In the days of the Wild West, faro dealers traveled from saloon to saloon setting up portable betting layouts. Most of those faro dealers were cheats, it appears. The game survived into the early days of legalized gambling in Nevada. Faro still lured players who thought themselves smart for playing a game with no house advantage. The movie producer Carl Laemmle once staked Nick the Greek to three months of playing faro in Reno. Nick lost everything. So did an anonymous California woman in a tale told by Reno casino proprietor Harold S. Smith, Sr. (whom we are about to meet). The California woman was so addicted to faro that she was seen in Reno every weekend. It was a marvel how she could play for twelve hours straight.

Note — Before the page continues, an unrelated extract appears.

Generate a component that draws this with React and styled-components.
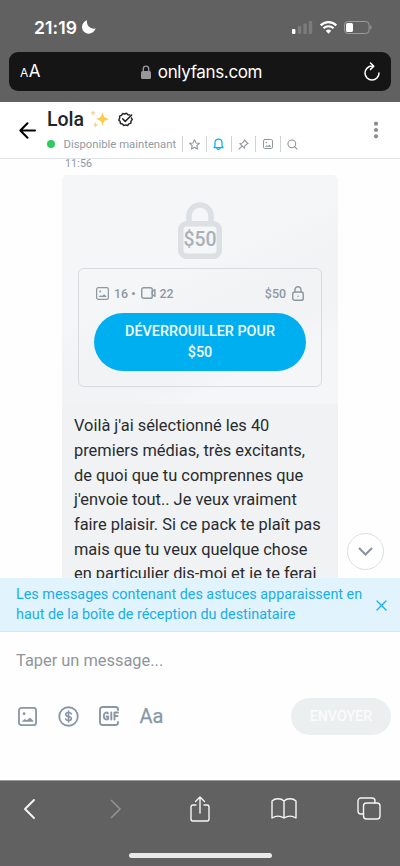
import React from "react";
import styled, { createGlobalStyle } from "styled-components";

const GlobalStyle = createGlobalStyle`
  * { box-sizing: border-box; }
  body { margin: 0; background: #fff; }
  button { border: 0; padding: 0; background: none; font: inherit; color: inherit; }
  svg { display: block; flex: none; overflow: visible; }
`;

const Screen = styled.div`
  width: 400px;
  height: 866px;
  display: flex;
  flex-direction: column;
  overflow: hidden;
  background: #fefefe;
  font-family: Roboto, sans-serif;
`;

const BrowserTop = styled.div`
  flex: none;
  height: 102px;
  background: #616161;
  font-family: Inter, sans-serif;
  color: #fff;
`;

const StatusBar = styled.div`
  height: 52px;
  padding: 2px 28px 0 34px;
  display: flex;
  align-items: center;
`;

const Clock = styled.span`
  font-size: 17.6px;
  font-weight: 600;
  letter-spacing: 0.1px;
  width: 48px;
  white-space: nowrap;
`;

const StatusIcons = styled.div`
  margin-left: auto;
  display: flex;
  align-items: center;
  gap: 7px;
`;

const AddressBar = styled.div`
  height: 39px;
  margin: 0 9px;
  padding: 0 11px;
  border-radius: 9px;
  background: #151515;
  display: grid;
  grid-template-columns: 60px 1fr 60px;
  align-items: center;
`;

const TextSize = styled.span`
  font-size: 17px;
  line-height: 20px;
  padding-top: 1px;
  small { font-size: 12px; margin-right: 0.5px; }
`;

const Domain = styled.div`
  display: flex;
  align-items: center;
  justify-content: center;
  gap: 7px;
  padding-left: 3px;
  font-size: 17px;
  letter-spacing: -0.35px;
`;

const Reload = styled.button`
  justify-self: end;
`;

const ChatHeader = styled.header`
  flex: none;
  height: 57px;
  padding-left: 19px;
  padding-right: 19px;
  display: flex;
  align-items: center;
  background: #fff;
  border-bottom: 1px solid #e3e5e6;
`;

const Identity = styled.div`
  margin-left: 11px;
  flex: 1;
  height: 56px;
  padding-top: 5px;
`;

const NameRow = styled.div`
  height: 24px;
  display: flex;
  align-items: center;
  font-size: 19.5px;
  font-weight: 500;
  color: #222426;
`;

const Name = styled.span`
  width: 43px;
`;

const VerifiedSlot = styled.span`
  margin-left: 8px;
`;

const MetaRow = styled.div`
  height: 26px;
  display: flex;
  align-items: center;
  color: #8a96a3;
`;

const OnlineDot = styled.i`
  width: 8px;
  height: 8px;
  border-radius: 50%;
  background: #2fcb60;
`;

const Availability = styled.span`
  width: 118px;
  margin-left: 8.5px;
  font-size: 11.3px;
  white-space: nowrap;
  color: #919ba3;
`;

const MetaAction = styled.span`
  width: 24.6px;
  height: 16px;
  border-left: 1px solid #cfd3d6;
  display: flex;
  align-items: center;
  justify-content: center;
  color: ${(p) => (p.$active ? "#00aff0" : "#8a9299")};
`;

const Thread = styled.main`
  flex: none;
  height: 419px;
  overflow: hidden;
  position: relative;
`;

const Timestamp = styled.div`
  height: 16px;
  padding-left: 65px;
  font-size: 10.7px;
  line-height: 14px;
  margin-top: -2px;
  letter-spacing: 0.1px;
  color: #8f979e;
`;

const Bubble = styled.article`
  width: 276px;
  margin: 2px 0 0 62px;
  border-radius: 6px 6px 0 0;
  background: #f0f2f4;
`;

const LockedMedia = styled.div`
  height: 229px;
  padding: 27px 16px 0;
  border-radius: 6px 6px 0 0;
  background: linear-gradient(155deg, #f4f6f8 0 42%, #f1f3f5 54% 72%, #f4f6f8 80%);
`;

const BigLock = styled.div`
  width: 44px;
  height: 57px;
  margin: 0 auto 9px;
  display: grid;
  grid-template-areas: "stack";
  justify-items: center;
  > * { grid-area: stack; }
`;

const LockPrice = styled.span`
  margin-top: 27px;
  font-size: 19.4px;
  line-height: 22px;
  font-weight: 500;
  color: #a9b1b7;
`;

const OfferCard = styled.div`
  height: 119px;
  padding: 15px 15px 0;
  border: 1px solid #d7dcdf;
  border-radius: 6px;
`;

const OfferInfo = styled.div`
  height: 18px;
  padding: 0 2px;
  display: flex;
  align-items: center;
  font-size: 12.4px;
  font-weight: 500;
  color: #8e98a1;
`;

const Count = styled.span`
  margin: 0 5px 0 ${(p) => p.$gap ?? 5}px;
  white-space: nowrap;
`;

const Price = styled.span`
  margin: 0 6px 0 auto;
`;

const UnlockButton = styled.button`
  width: 212px;
  height: 58px;
  margin-top: 11px;
  padding: 1px 20px 0;
  border-radius: 29px;
  background: #00aff0;
  color: #f4fcff;
  display: block;
  font-size: 14.35px;
  line-height: 20.6px;
  font-weight: 500;
`;

const MessageText = styled.p`
  margin: 0;
  padding: 10.4px 0 0 12px;
  font-size: 16.4px;
  line-height: 24.65px;
  white-space: nowrap;
  color: #292c2f;
`;

const ScrollDown = styled.button`
  position: absolute;
  right: 16px;
  bottom: 8px;
  width: 37px;
  height: 37px;
  border: 1px solid #dcdfe2;
  border-radius: 50%;
  background: #fff;
  display: grid;
  place-items: center;
`;

const TipBanner = styled.div`
  flex: none;
  height: 54px;
  padding: 7px 13px 0 16px;
  border-bottom: 1px solid #d8e9f3;
  background: #e1f3fd;
  color: #18aeea;
  display: flex;
  justify-content: space-between;
  font-size: 14.36px;
  line-height: 20.4px;
  white-space: nowrap;
`;

const TipText = styled.div`
  width: 350px;
`;

const CloseTip = styled.button`
  height: 40px;
`;

const Composer = styled.section`
  flex: none;
  height: 148px;
  padding: 17px 9px 0 16px;
  background: #fefefe;
`;

const Prompt = styled.div`
  height: 24px;
  font-size: 16.4px;
  line-height: 24px;
  color: #8f969c;
`;

const ComposerActions = styled.div`
  height: 38px;
  margin-top: 24px;
  display: flex;
  align-items: center;
  color: #8a96a3;
`;

const ToolGroup = styled.div`
  display: flex;
  align-items: center;
  gap: 20.5px;
  padding-left: 2px;
`;

const FontTool = styled.span`
  font-size: 20px;
  line-height: 22px;
  font-weight: 400;
  -webkit-text-stroke: 0.25px currentColor;
`;

const SendButton = styled.button`
  margin-left: auto;
  width: 100px;
  height: 37px;
  border-radius: 19px;
  background: #eceff0;
  color: #fafbfc;
  font-size: 14.3px;
  font-weight: 500;
`;

const BrowserBottom = styled.footer`
  flex: none;
  height: 86px;
  background: #616161;
  border-top: 1px solid #999;
  color: #f6f6f6;
`;

const BrowserNav = styled.nav`
  height: 55px;
  display: grid;
  grid-template-columns: 58px 115px 53px 116px 54px;
  align-items: center;
  justify-items: center;
`;

const HomeIndicator = styled.div`
  width: 143px;
  height: 5px;
  margin: 17px auto 0;
  border-radius: 3px;
  background: #e9e9e9;
`;

const Icon = ({ w = 24, h = w, box = "0 0 24 24", stroke = 2, children }) => (
  <svg width={w} height={h} viewBox={box} fill="none" stroke="currentColor" strokeWidth={stroke} strokeLinecap="round" strokeLinejoin="round">
    {children}
  </svg>
);

const PictureIcon = ({ size }) => (
  <Icon w={size} box="0 0 20 20" stroke={1.9}>
    <rect x="1" y="1" width="18" height="18" rx="2.5" />
    <circle cx="6.4" cy="7" r="1.5" fill="currentColor" stroke="none" />
    <path d="M4.500 15.500v-.8l2.700-2.200 2 1.500 3.300-2.700 3.500 3v1.200Z" fill="currentColor" stroke="none" />
  </Icon>
);

const statusBars = [[0, 5], [5.8, 8], [11.4, 10.5], [16.8, 13]];

export default function App() {
  return (
    <Screen>
      <GlobalStyle />
      <BrowserTop>
        <StatusBar>
          <Clock>21:19</Clock>
          <svg width="14" height="14" viewBox="0 0 14 14" fill="#fff"><path d="M5 .2C4.200 5 8 9.400 13.700 8.600 12.300 12 9.700 13.800 6.800 13.800A6.800 6.800 0 0 1 0 7C0 3.900 1.900 1.300 5 .2Z" /></svg>
          <StatusIcons>
            <svg width="21" height="13" viewBox="0 0 21 13">
              {statusBars.map(([x, h], i) => <rect key={x} x={x} y={13 - h} width="3.4" height={h} rx="1" fill={i ? "#7c7c7c" : "#fff"} />)}
            </svg>
            <svg width="17" height="13" viewBox="0 0 17 13" fill="none" stroke="#fff" strokeWidth="2.2">
              <path d="M.7 4.4a11.1 11.1 0 0 1 15.6 0M3.5 7.3a7.1 7.1 0 0 1 10 0" />
              <path d="M5.8 9.7a3.9 3.9 0 0 1 5.4 0L8.5 12.7Z" fill="#fff" stroke="none" />
            </svg>
            <svg width="28" height="13" viewBox="0 0 28 13">
              <rect x=".5" y=".5" width="24.6" height="12" rx="3.4" fill="none" stroke="#9b9b9b" />
              <rect x="2" y="2" width="7" height="9" rx="1.6" fill="#fff" />
              <path d="M26.3 4.3c1.8.8 1.8 3.6 0 4.4Z" fill="#9b9b9b" />
            </svg>
          </StatusIcons>
        </StatusBar>
        <AddressBar>
          <TextSize><small>A</small>A</TextSize>
          <Domain>
            <svg width="10" height="14" viewBox="0 0 10 14"><path d="M2.3 7V3.8a2.7 2.7 0 0 1 5.4 0V7" fill="none" stroke="#98989b" strokeWidth="1.4" /><rect y="6" width="10" height="8" rx="1.5" fill="#98989b" /></svg>
            <span>onlyfans.com</span>
          </Domain>
          <Reload aria-label="Actualiser">
            <Icon w={16} h={19} box="0 0 16 19" stroke={1.5}><path d="M9 4.100H8a7 7 0 1 0 7 7M6.500 1l3.300 3.200-3.300 3.200" /></Icon>
          </Reload>
        </AddressBar>
      </BrowserTop>

      <ChatHeader>
        <Icon w={17} h={17} box="0 0 17 17" stroke={2}><path d="M16 8.500H1.500M8.500 1.300 1.300 8.500l7.200 7.200" /></Icon>
        <Identity>
          <NameRow>
            <Name>Lola</Name>
            <svg width="20" height="20" viewBox="0 0 20 20" fill="#ffca4b">
              <path d="M12.500 2.500c.7 5 1.800 6.500 6.800 7.500-5 1-6.100 2.500-6.800 7.500-.8-5-2-6.500-6.500-7.500 4.500-1 5.700-2.500 6.500-7.500Z" />
              <path d="M3 .8c.4 2.200.8 2.700 2.600 3.200C3.800 4.500 3.400 5 3 7.200 2.600 5 2.200 4.500.4 4 2.200 3.500 2.600 3 3 .8ZM5.500 12.800c.4 2.200.8 2.700 2.700 3.200-1.900.5-2.300 1-2.700 3.200-.4-2.200-.8-2.700-2.600-3.200 1.800-.5 2.200-1 2.600-3.200Z" fill="#fbd27c" />
            </svg>
            <VerifiedSlot>
              <Icon w={15} box="0 0 24 24" stroke={2.300}>
                <path d="M21.500 9.500 22.800 12l-2 2.600-.2 3.200-3.100 1.100-2 2.600-3.200-.8-3.100 1.100-2-2.600-3.300-.7-.4-3.300L1.200 12.800l1.500-3-.1-3.300 3-1.200 1.800-2.800 3.200.7 3-1.200 2.300 2.400 3 .3" />
                <path d="m7.500 11 4 4L22 4.800" />
              </Icon>
            </VerifiedSlot>
          </NameRow>
          <MetaRow>
            <OnlineDot />
            <Availability>Disponible maintenant</Availability>
            <MetaAction><Icon w={11} stroke={2.200}><path d="m12 1.500 3.200 7 7.500.8-5.600 5 1.600 7.500-6.700-3.900-6.700 3.900L6.900 14.300l-5.600-5 7.500-.8Z" /></Icon></MetaAction>
            <MetaAction $active><Icon w={11} h={12} box="0 0 22 24" stroke={2.500}><path d="M2 19h18l-2-3V9a7 7 0 0 0-14 0v7Z" /><path d="M8 21c1 2 5 2 6 0" /></Icon></MetaAction>
            <MetaAction><Icon w={11} stroke={2.200}><path d="m14 2 8 8-3 1-4 4-1 5L4 10l5-1 4-4ZM8 16l-6 6" /></Icon></MetaAction>
            <MetaAction><PictureIcon size={10} /></MetaAction>
            <MetaAction><Icon w={11} stroke={2.200}><circle cx="10.500" cy="10.500" r="8.500" /><path d="m17 17 5 5" /></Icon></MetaAction>
          </MetaRow>
        </Identity>
        <svg width="10" height="18" viewBox="0 0 10 18" fill="#888d91"><circle cx="5" cy="2.700" r="2.100" /><circle cx="5" cy="9" r="2.100" /><circle cx="5" cy="15.300" r="2.100" /></svg>
      </ChatHeader>

      <Thread>
        <Timestamp>11:56</Timestamp>
        <Bubble>
          <LockedMedia>
            <BigLock>
              <svg width="44" height="57" viewBox="0 0 44 57" fill="none" stroke="#dce0e2" strokeWidth="5.500">
                <path d="M11 21V14a11 11 0 0 1 22 0v7" />
                <rect x="2.750" y="21.750" width="38.500" height="32.500" rx="6" />
              </svg>
              <LockPrice>$50</LockPrice>
            </BigLock>
            <OfferCard>
              <OfferInfo>
                <PictureIcon size={13} />
                <Count>16 •</Count>
                <Icon w={15} h={12} box="0 0 20 16" stroke={1.900}><rect x="1" y="1" width="14" height="14" rx="2.500" /><path d="m15 6 3.500-2.500v9L15 10Z" /></Icon>
                <Count $gap={4}>22</Count>
                <Price>$50</Price>
                <Icon w={12} h={15} box="0 0 16 20" stroke={1.900}><path d="M4 8V5a4 4 0 0 1 8 0v3" /><rect x="1" y="8" width="14" height="11" rx="2.500" /><circle cx="8" cy="13.500" r="1" fill="currentColor" stroke="none" /></Icon>
              </OfferInfo>
              <UnlockButton>DÉVERROUILLER POUR<br />$50</UnlockButton>
            </OfferCard>
          </LockedMedia>
          <MessageText>
            Voilà j'ai sélectionné les 40<br />
            premiers médias, très excitants,<br />
            de quoi que tu comprennes que<br />
            j'envoie tout.. Je veux vraiment<br />
            faire plaisir. Si ce pack te plaît pas<br />
            mais que tu veux quelque chose<br />
            en particulier dis-moi et je te ferai
          </MessageText>
        </Bubble>
        <ScrollDown aria-label="Descendre"><svg width="15" height="9" viewBox="0 0 15 9" fill="none" stroke="#88929b" strokeWidth="2"><path d="m1 1 6.500 6.500L14 1" /></svg></ScrollDown>
      </Thread>

      <TipBanner>
        <TipText>Les messages contenant des astuces apparaissent en<br />haut de la boîte de réception du destinataire</TipText>
        <CloseTip aria-label="Fermer"><Icon w={11} box="0 0 11 11" stroke={1.300}><path d="m1 1 9 9M10 1l-9 9" /></Icon></CloseTip>
      </TipBanner>

      <Composer>
        <Prompt>Taper un message...</Prompt>
        <ComposerActions>
          <ToolGroup>
            <PictureIcon size={19} />
            <Icon w={21} box="0 0 22 22" stroke={1.900}><circle cx="11" cy="11" r="9.700" /><path d="M14 8.200c-.5-1-1.600-1.400-3-1.400-3.900 0-3.900 3.500 0 4.200 4.100.7 3.900 4.200 0 4.200-1.500 0-2.600-.5-3-1.600M11 5.200v11.600" strokeWidth="1.700" /></Icon>
            <Icon w={20} box="0 0 20 20" stroke={1.900}>
              <path d="M19 4V3.500A2.500 2.500 0 0 0 16.500 1h-13A2.500 2.500 0 0 0 1 3.500v13A2.500 2.500 0 0 0 3.500 19h13a2.500 2.500 0 0 0 2.500-2.500V16" />
              <path d="M9 7.300C7.800 6 4.800 6.300 4.800 10s3 4 4.400 2.700V10.500H7.500M12.300 6.500v7M15.500 13.500v-7H19M15.500 10h3" />
            </Icon>
            <FontTool>Aa</FontTool>
          </ToolGroup>
          <SendButton>ENVOYER</SendButton>
        </ComposerActions>
      </Composer>

      <BrowserBottom>
        <BrowserNav>
          <Icon w={12} h={20} box="0 0 12 20" stroke={1.900}><path d="m11 1-9 9 9 9" /></Icon>
          <svg width="12" height="20" viewBox="0 0 12 20" fill="none" stroke="#929292" strokeWidth="1.600"><path d="m1 1 9 9-9 9" /></svg>
          <Icon w={20} h={26} box="0 0 20 26" stroke={1.400}><path d="M6 9H3a2 2 0 0 0-2 2v12a2 2 0 0 0 2 2h14a2 2 0 0 0 2-2V11a2 2 0 0 0-2-2h-3M10 17V1M5.500 5.500 10 1l4.500 4.500" /></Icon>
          <Icon w={26} h={21} box="0 0 26 21" stroke={1.400}><path d="M13 3C10 0 4 0 1 3V20c4-2.500 8-2.500 12 0 4-2.500 8-2.500 12 0V3C22 0 16 0 13 3Zm0 0v17" /></Icon>
          <Icon w={24} h={23} box="0 0 24 23" stroke={1.400}><rect x="6.500" y="6" width="16.500" height="16" rx="3" /><path d="M6.500 17H4a3 3 0 0 1-3-3V4a3 3 0 0 1 3-3h11a3 3 0 0 1 3 3v2" /></Icon>
        </BrowserNav>
        <HomeIndicator />
      </BrowserBottom>
    </Screen>
  );
}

The woman began dispensing with her trips home to California. Her real life was at the faro tables. After her husband divorced her, the woman moved to Reno full-time. She burned her way through a $50,000 divorce settlement. Then she turned prostitute on Douglas Alley to feed her gambling habit. As Smith told it,

she wasn’t any bargain beauty and the Line was open in Reno then with attractive young women selling for $3. Our woman had to offer cut rates and take what she could get. She sold herself for 50 cents an act. Fifty cents—the minimum bet on the Faro table, which—if it won—would pay exactly fifty cents.